Of all the reasons Lori and Corey found for creating a bridge between Trial by Fire and Shadows of Darkness, the most compelling was the feeling that the Hero character simply hadn't matured enough to face the very grim challenges awaiting him in Transylvania.

"In terms of role-playing aspects," said Corey, "Shadows of Darkness is going to be a very difficult game. You'll have very tough opposition from the very beginning of the game."

"Also," said Lori, "you'll be very much alone. In Trial by Fire you had a lot of friends to help you. You always had a place to go back to rest. You always had a place of safety until the very end of the game. Once you get into Shadows of Darkness, you're not going to have any sanctuary. You won't be able to trust anyone, because nobody will trust you.

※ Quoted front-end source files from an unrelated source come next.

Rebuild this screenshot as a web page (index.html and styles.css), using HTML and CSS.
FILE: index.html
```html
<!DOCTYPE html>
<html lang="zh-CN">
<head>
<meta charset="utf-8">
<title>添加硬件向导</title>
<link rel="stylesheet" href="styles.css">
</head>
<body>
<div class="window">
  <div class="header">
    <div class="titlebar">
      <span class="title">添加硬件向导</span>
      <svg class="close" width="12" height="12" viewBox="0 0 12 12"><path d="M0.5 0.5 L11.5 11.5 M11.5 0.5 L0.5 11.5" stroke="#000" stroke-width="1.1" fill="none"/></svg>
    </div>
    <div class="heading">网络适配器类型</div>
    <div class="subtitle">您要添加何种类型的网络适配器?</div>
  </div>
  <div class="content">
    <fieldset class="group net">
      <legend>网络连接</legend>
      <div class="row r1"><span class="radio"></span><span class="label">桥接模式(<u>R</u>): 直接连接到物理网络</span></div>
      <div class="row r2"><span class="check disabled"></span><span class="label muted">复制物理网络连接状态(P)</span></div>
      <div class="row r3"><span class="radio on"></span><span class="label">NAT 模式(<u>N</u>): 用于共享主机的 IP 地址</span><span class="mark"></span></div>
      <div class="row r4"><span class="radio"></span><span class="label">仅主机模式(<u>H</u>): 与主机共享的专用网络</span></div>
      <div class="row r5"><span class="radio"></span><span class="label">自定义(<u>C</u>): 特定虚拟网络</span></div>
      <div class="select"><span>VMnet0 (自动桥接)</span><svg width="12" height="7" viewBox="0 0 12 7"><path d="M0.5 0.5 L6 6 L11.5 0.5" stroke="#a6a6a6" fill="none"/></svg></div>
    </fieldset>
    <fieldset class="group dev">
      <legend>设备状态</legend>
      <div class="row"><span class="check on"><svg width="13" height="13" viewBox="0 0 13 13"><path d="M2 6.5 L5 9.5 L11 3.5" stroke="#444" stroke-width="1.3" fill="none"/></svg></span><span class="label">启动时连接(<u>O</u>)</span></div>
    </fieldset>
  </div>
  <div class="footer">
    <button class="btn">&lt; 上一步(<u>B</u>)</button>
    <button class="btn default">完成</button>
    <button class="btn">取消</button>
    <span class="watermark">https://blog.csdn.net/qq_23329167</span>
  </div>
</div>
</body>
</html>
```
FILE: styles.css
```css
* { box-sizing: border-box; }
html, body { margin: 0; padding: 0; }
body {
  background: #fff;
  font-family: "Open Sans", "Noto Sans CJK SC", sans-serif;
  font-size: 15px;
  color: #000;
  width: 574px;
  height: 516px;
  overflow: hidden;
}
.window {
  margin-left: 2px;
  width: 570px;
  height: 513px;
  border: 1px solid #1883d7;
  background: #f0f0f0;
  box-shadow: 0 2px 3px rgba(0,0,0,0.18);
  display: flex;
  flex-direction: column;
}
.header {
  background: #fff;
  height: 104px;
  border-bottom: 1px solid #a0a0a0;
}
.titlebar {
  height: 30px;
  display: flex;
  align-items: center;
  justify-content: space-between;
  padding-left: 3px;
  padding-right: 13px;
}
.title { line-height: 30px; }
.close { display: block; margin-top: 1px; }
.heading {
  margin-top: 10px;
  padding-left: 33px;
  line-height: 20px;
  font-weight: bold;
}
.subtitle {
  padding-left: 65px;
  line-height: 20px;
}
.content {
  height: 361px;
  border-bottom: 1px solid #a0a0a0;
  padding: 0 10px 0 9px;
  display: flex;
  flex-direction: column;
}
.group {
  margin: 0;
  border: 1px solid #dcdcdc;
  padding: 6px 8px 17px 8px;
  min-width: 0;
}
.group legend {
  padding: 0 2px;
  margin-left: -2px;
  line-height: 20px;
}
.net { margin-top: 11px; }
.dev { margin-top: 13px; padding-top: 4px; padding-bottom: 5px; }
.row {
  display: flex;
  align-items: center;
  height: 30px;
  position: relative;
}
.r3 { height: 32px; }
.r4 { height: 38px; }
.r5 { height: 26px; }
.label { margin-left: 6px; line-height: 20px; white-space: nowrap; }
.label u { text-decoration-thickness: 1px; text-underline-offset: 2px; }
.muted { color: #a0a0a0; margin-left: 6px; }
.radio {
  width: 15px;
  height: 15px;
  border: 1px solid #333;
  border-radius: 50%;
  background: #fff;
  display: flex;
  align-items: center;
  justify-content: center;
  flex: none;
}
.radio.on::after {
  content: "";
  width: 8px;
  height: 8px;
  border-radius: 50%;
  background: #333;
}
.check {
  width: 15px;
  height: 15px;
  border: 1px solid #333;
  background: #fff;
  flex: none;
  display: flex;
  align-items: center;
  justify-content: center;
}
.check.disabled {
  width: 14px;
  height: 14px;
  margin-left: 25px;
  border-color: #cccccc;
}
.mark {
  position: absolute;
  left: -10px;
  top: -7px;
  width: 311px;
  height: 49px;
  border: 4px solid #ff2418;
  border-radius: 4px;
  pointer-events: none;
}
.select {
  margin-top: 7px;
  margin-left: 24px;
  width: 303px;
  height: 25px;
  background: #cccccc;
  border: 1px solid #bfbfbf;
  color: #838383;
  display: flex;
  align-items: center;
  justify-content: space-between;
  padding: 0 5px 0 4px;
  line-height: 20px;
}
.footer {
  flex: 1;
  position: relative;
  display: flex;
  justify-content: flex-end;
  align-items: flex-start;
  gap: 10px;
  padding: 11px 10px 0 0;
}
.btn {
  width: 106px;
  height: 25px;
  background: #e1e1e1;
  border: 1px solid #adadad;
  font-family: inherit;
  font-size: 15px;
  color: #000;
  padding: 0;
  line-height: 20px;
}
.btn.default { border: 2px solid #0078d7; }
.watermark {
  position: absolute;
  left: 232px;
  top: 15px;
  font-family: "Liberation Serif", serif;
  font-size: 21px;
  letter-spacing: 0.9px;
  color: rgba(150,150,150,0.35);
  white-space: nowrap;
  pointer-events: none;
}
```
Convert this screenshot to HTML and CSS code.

"Wages of War is the bridge," she continues. "You start with people you know to help you along in the beginning. But when push comes to shove, you're the one who's on his own, who has to solve the ultimate mystery. As you go along, just when you think you're all alone, your allies come back to you, but you have to face the final challenge by yourself."
— Lori and Corey Cole

==Characters==

Along with the Hero, several recurring characters appear and re-appear throughout the series including: Rakeesh Sah Tarna, Baba Yaga, Abdullah Doo, Elsa von Spielburg, the evil Ad Avis, and others.

==World==
The fictional world in which the Quest for Glory series takes place includes the town of Spielburg (based on German folklore and Norse mythology), the desert city of Shapeir (based on the Arabia of One Thousand and One Nights), the jungle city of Tarna (based on African mythology, especially Egypt), the hamlet of Mordavia (based on Slavic mythology) and Silmaria (based on Greek mythology). Adventures, monsters and story of the games are usually drawn from legends of the respective mythology on which a title is based, although there are several cross-over exceptions, like the Eastern European Baba Yaga also appearing in the first game, which is distinctly German/Nordic.